Description
Title: Unable to Control CPU Arena Allocator Behavior in ONNX GenAI Android Java/Kotlin (0.8.2)
Description
We’re working with onnxruntime-genai-android-0.8.2.aar
using Java/Kotlin for an Android app that loads a ~140MB model. While trying to reduce memory consumption during inference, we encountered the issue of high RAM usage.
Upon research, we found that disabling enable_cpu_mem_arena
helped reduce memory usage drastically in regular ONNX Runtime scenarios.However, we faced challenges applying the same in the ONNX GenAI wrapper for Android(Java API).
What We're Doing Now
We have a Kotlin wrapper that loads the model and performs inference using SimpleGenAI
, like this:
class GenAIHelper(modelFolderPath: String) {
var genAI: SimpleGenAI
init {
genAI = SimpleGenAI(modelFolderPath)
}
fun generateSummary(documentText: String): String {
val prompt = "...prompt with document content..."
// Prepare generation parameters
val params: GeneratorParams = genAI.createGeneratorParams()
params.setSearchOption("temperature", 0.7)
params.setSearchOption("do_sample", true)
params.setSearchOption("top_k", 10.0)
params.setSearchOption("top_p", 0.95)
params.setSearchOption("max_length", 1900.0)
// Generate text
return genAI.generate(params, prompt, null)
}
}
Our Challenge
We tried to apply memory optimizations like:
class GenAIHelper(modelFolderPath: String) {
var genAI: SimpleGenAI
init {
val options = SessionOptions()
options.setCPUArenaAllocator(false)
genAI = SimpleGenAI(modelFolderPath)
}
// ... rest of the code
}
However, setting the CPU arena allocator using SessionOptions.setCPUArenaAllocator(false)
did not appear to have any measurable effect.

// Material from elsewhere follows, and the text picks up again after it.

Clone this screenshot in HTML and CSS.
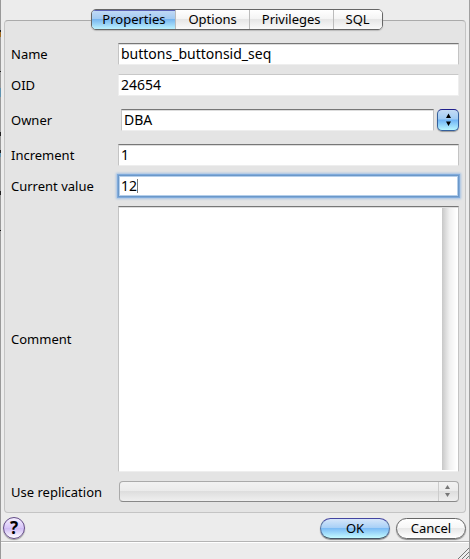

A key limitation we are encountering is that we have not found a way to pass such configuration settings during model loading using ONNX GenAI.In standard ONNX Runtime (e.g., Java API), we are able to configure model behavior at load time using SessionOptions
, like this:
OrtSession.SessionOptions sessionOptions = new OrtSession.SessionOptions();
sessionOptions.setCPUArenaAllocator(false);
OrtSession session = env.createSession("model.onnx", sessionOptions);
Unlike the standard ONNX Runtime — where it is possible to pass SessionOptions
or execution provider settings while loading a model — the SimpleGenAI
class in the ONNX GenAI Android API currently accepts only a single parameter: the modelFolderPath
.
As a result, we are unable to apply important runtime configurations such as memory allocator flags or provider-specific optimizations.
Is there a recommended way to pass these options when using SimpleGenAI
, or is this functionality planned for future releases?